** start of Data in this exercise **

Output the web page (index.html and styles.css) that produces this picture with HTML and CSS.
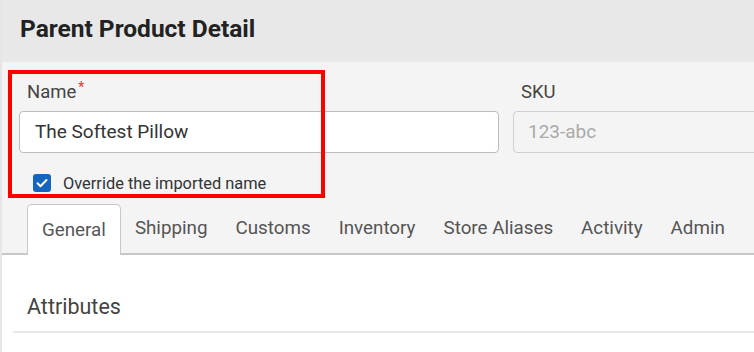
FILE: index.html
```html
<!DOCTYPE html>
<html>
<head>
<meta charset="utf-8">
<link rel="stylesheet" href="styles.css">
</head>
<body>
<div class="page">
  <header class="header">
    <h1 class="title">Parent Product Detail</h1>
  </header>
  <section class="form">
    <div class="row">
      <div class="field name-field">
        <label class="label">Name<span class="req">*</span></label>
        <div class="input">The Softest Pillow</div>
        <div class="check">
          <span class="box"><svg viewBox="0 0 18 18" width="18" height="18"><path d="M4.5 9.3l3 3 6-6.3" fill="none" stroke="#fff" stroke-width="2" stroke-linecap="round" stroke-linejoin="round"/></svg></span>
          <span class="check-label">Override the imported name</span>
        </div>
        <div class="highlight"></div>
      </div>
      <div class="field sku-field">
        <label class="label">SKU</label>
        <div class="input disabled">123-abc</div>
      </div>
    </div>
    <nav class="tabs">
      <div class="tab active">General</div>
      <div class="tab">Shipping</div>
      <div class="tab">Customs</div>
      <div class="tab">Inventory</div>
      <div class="tab">Store Aliases</div>
      <div class="tab">Activity</div>
      <div class="tab">Admin</div>
    </nav>
  </section>
  <section class="content">
    <h2 class="section-title">Attributes</h2>
  </section>
</div>
</body>
</html>
```

FILE: styles.css
```css
* { box-sizing: border-box; }
html, body { margin: 0; padding: 0; }
body {
  font-family: Roboto, "Noto Sans", sans-serif;
  background: #fff;
  width: 754px;
  height: 352px;
  overflow: hidden;
}
.page {
  border-left: 2px solid #e6e6e6;
  min-height: 352px;
}
.header {
  background: #e8e8e8;
  height: 62px;
  padding: 14px 0 0 18px;
}
.title {
  margin: 0;
  font-size: 24.5px;
  font-weight: 700;
  color: #222;
  line-height: 30px;
}
.form {
  background: #f4f4f4;
  padding: 18px 0 0 0;
}
.row {
  display: flex;
  gap: 14px;
  padding-left: 17px;
}
.field { display: flex; flex-direction: column; }
.name-field { width: 480px; position: relative; }
.sku-field { flex: 1; margin-right: -20px; }
.label {
  font-size: 18.5px;
  color: #444;
  line-height: 24px;
  height: 24px;
  padding-left: 8px;
  margin-bottom: 7px;
}
.req { color: #e53935; font-size: 14px; vertical-align: top; position: relative; top: -5px; margin-left: 2px; }
.input {
  height: 42px;
  border: 1px solid #bdbdbd;
  border-radius: 4px;
  background: #fff;
  font-size: 19px;
  color: #333;
  padding: 0 15px;
  line-height: 40px;
}
.input.disabled {
  background: #f4f4f4;
  border-color: #d0d0d0;
  color: #aaa;
  padding-left: 14px;
}
.check {
  display: flex;
  align-items: center;
  gap: 12px;
  margin: 20px 0 0 14px;
  height: 20px;
}
.box {
  width: 18px;
  height: 18px;
  border-radius: 3px;
  background: #1565c0;
  display: flex;
}
.check-label { font-size: 16.4px; color: #333; }
.highlight {
  position: absolute;
  left: -11px;
  top: -10px;
  width: 317px;
  height: 128px;
  border: 4px solid #ff0000;
  pointer-events: none;
}
.tabs {
  display: flex;
  margin-top: 11px;
  padding-left: 25px;
  border-bottom: 2px solid #c8c8c8;
  height: 51px;
}
.tab {
  font-size: 18.8px;
  color: #555;
  padding: 11px 14px 0 14px;
  height: 49px;
  line-height: 26px;
}
.tab.active {
  background: #fff;
  border: 1px solid #c8c8c8;
  border-bottom: none;
  border-radius: 5px 5px 0 0;
  height: 51px;
  margin-bottom: -2px;
  padding: 12px 14px 0 14px;
}
.content {
  background: #fff;
  padding: 38px 0 0 11px;
}
.section-title {
  margin: 0;
  font-size: 21.5px;
  font-weight: 400;
  color: #444;
  padding: 0 0 10px 14px;
  border-bottom: 2px solid #e8e8e8;
  line-height: 28px;
}
```
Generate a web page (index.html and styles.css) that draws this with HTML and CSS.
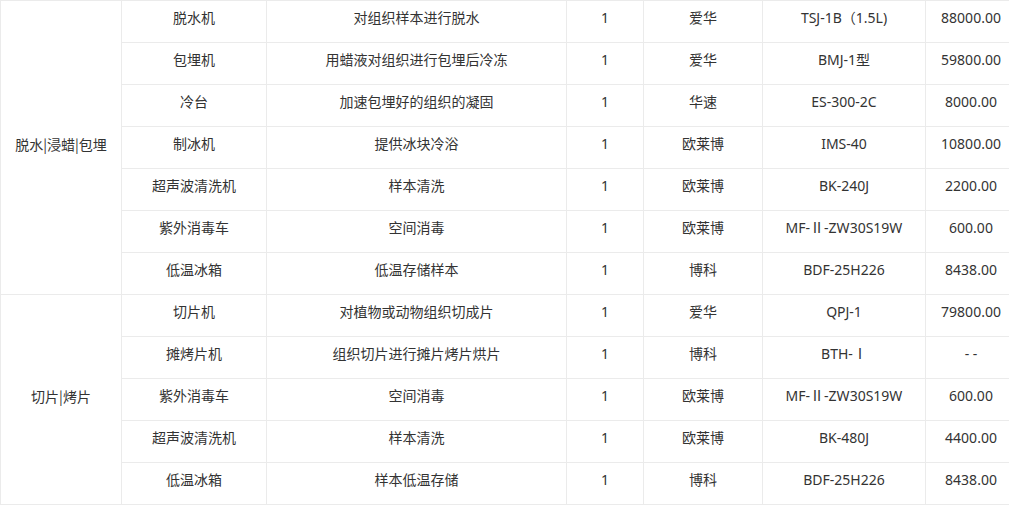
FILE: index.html
```html
<!DOCTYPE html>
<html lang="zh">
<head>
<meta charset="utf-8">
<link rel="stylesheet" href="styles.css">
</head>
<body>
<table class="equip">
  <colgroup>
    <col class="c1"><col class="c2"><col class="c3"><col class="c4"><col class="c5"><col class="c6"><col class="c7">
  </colgroup>
  <tbody>
    <tr><td rowspan="7" class="group">脱水|浸蜡|包埋</td><td>脱水机</td><td>对组织样本进行脱水</td><td>1</td><td>爱华</td><td>TSJ-1B（1.5L)</td><td>88000.00</td></tr>
    <tr><td>包埋机</td><td>用蜡液对组织进行包埋后冷冻</td><td>1</td><td>爱华</td><td>BMJ-1型</td><td>59800.00</td></tr>
    <tr><td>冷台</td><td>加速包埋好的组织的凝固</td><td>1</td><td>华速</td><td>ES-300-2C</td><td>8000.00</td></tr>
    <tr><td>制冰机</td><td>提供冰块冷浴</td><td>1</td><td>欧莱博</td><td>IMS-40</td><td>10800.00</td></tr>
    <tr><td>超声波清洗机</td><td>样本清洗</td><td>1</td><td>欧莱博</td><td>BK-240J</td><td>2200.00</td></tr>
    <tr><td>紫外消毒车</td><td>空间消毒</td><td>1</td><td>欧莱博</td><td>MF-<span class="rn">Ⅱ</span>-ZW30S19W</td><td>600.00</td></tr>
    <tr><td>低温冰箱</td><td>低温存储样本</td><td>1</td><td>博科</td><td>BDF-25H226</td><td>8438.00</td></tr>
    <tr><td rowspan="5" class="group">切片|烤片</td><td>切片机</td><td>对植物或动物组织切成片</td><td>1</td><td>爱华</td><td>QPJ-1</td><td>79800.00</td></tr>
    <tr><td>摊烤片机</td><td>组织切片进行摊片烤片烘片</td><td>1</td><td>博科</td><td>BTH-<span class="rn">Ⅰ</span></td><td>- -</td></tr>
    <tr><td>紫外消毒车</td><td>空间消毒</td><td>1</td><td>欧莱博</td><td>MF-<span class="rn">Ⅱ</span>-ZW30S19W</td><td>600.00</td></tr>
    <tr><td>超声波清洗机</td><td>样本清洗</td><td>1</td><td>欧莱博</td><td>BK-480J</td><td>4400.00</td></tr>
    <tr><td>低温冰箱</td><td>样本低温存储</td><td>1</td><td>博科</td><td>BDF-25H226</td><td>8438.00</td></tr>
  </tbody>
</table>
</body>
</html>
```
FILE: styles.css
```css
html, body {
  margin: 0;
  padding: 0;
  background: #fff;
  overflow: hidden;
}
.equip {
  border-collapse: collapse;
  table-layout: fixed;
  width: 1016px;
  font-family: "Noto Sans", "Noto Sans CJK SC", sans-serif;
  font-size: 14px;
  color: #333;
}
.c1 { width: 121px; }
.c2 { width: 145px; }
.c3 { width: 300px; }
.c4 { width: 77px; }
.c5 { width: 119px; }
.c6 { width: 163px; }
.c7 { width: 91px; }
.equip td {
  border: 1px solid #ebebeb;
  height: 42px;
  padding: 0 4px 8px;
  box-sizing: border-box;
  line-height: 20px;
  text-align: center;
  vertical-align: middle;
  white-space: nowrap;
}
.equip td.group {
  font-family: "Noto Sans CJK SC", sans-serif;
}
.rn {
  font-family: "Noto Sans CJK SC", sans-serif;
}
.equip tr { height: 42px; }
```
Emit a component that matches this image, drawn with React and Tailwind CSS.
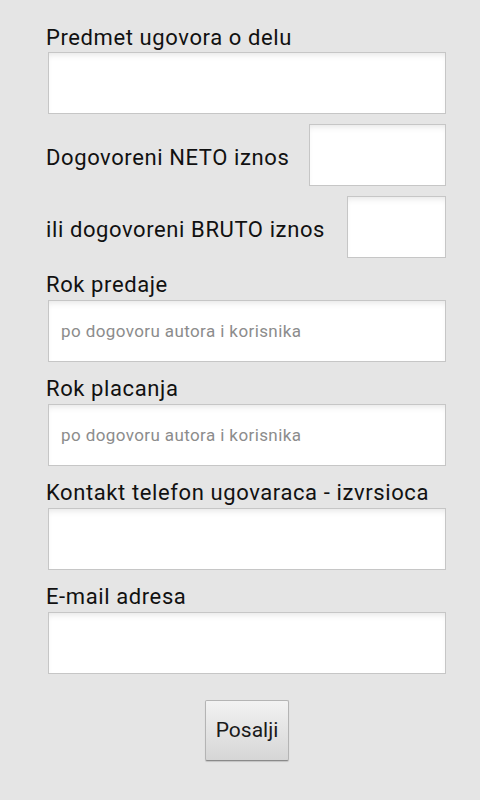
const FONT = { fontFamily: 'Roboto, "Noto Sans", sans-serif' };

const inputCls =
  'h-[62px] border border-[#c6c6c6] bg-white shadow-[inset_0_5px_6px_-3px_rgba(0,0,0,0.10)] flex items-center px-[12px] text-[17px] tracking-[0.4px] text-[#8c8c8c] outline-none';

function Label({ children }) {
  return <div className="text-[22px] tracking-[0.6px] leading-[26px] text-[#111]">{children}</div>;
}

function Field({ label, placeholder, first }) {
  return (
    <div className={first ? '' : 'mt-[14px]'}>
      <Label>{label}</Label>
      <input
        className={`${inputCls} w-[398px] ml-[2px] mt-[2px] placeholder:text-[#8c8c8c]`}
        placeholder={placeholder}
        style={FONT}
      />
    </div>
  );
}

function InlineField({ label, width }) {
  return (
    <div className="flex items-center justify-between mt-[10px]">
      <div className="mt-[6px]">
        <Label>{label}</Label>
      </div>
      <input className={`${inputCls} ${width}`} style={FONT} />
    </div>
  );
}

export default function App() {
  return (
    <div className="w-[480px] h-[800px] bg-[#e5e5e5] pl-[46px] pr-[34px] pt-[24px]" style={FONT}>
      <div className="mt-[1px]">
        <Label>Predmet ugovora o delu</Label>
        <input className={`${inputCls} w-[398px] ml-[2px] mt-[1px]`} style={FONT} />
      </div>

      <InlineField label="Dogovoreni NETO iznos" width="w-[137px]" />
      <InlineField label="ili dogovoreni BRUTO iznos" width="w-[99px]" />

      <Field label="Rok predaje" placeholder="po dogovoru autora i korisnika" />
      <Field label="Rok placanja" placeholder="po dogovoru autora i korisnika" />
      <Field label="Kontakt telefon ugovaraca - izvrsioca" />
      <Field label="E-mail adresa" />

      <div className="flex justify-center ml-[2px] w-[398px] mt-[26px]">
        <button
          className="w-[84px] h-[61px] rounded-[2px] border border-[#b4b4b4] border-b-[#8a8a8a] bg-gradient-to-b from-[#f2f2f2] to-[#d6d6d6] shadow-[0_1px_1px_rgba(0,0,0,0.15)] text-[21px] text-[#1a1a1a]"
          style={FONT}
        >
          Posalji
        </button>
      </div>
    </div>
  );
}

** end of Data in this exercise **

* Exercise brief
Quote exactly what appears from the line containing "Emit a component" through the line containing "tracking-[0.4px] text-[#8c8c8c] outline-none';", both included, except for the pictures, and nothing more.

* Completed task
Emit a component that matches this image, drawn with React and Tailwind CSS.
const FONT = { fontFamily: 'Roboto, "Noto Sans", sans-serif' };

const inputCls =
  'h-[62px] border border-[#c6c6c6] bg-white shadow-[inset_0_5px_6px_-3px_rgba(0,0,0,0.10)] flex items-center px-[12px] text-[17px] tracking-[0.4px] text-[#8c8c8c] outline-none';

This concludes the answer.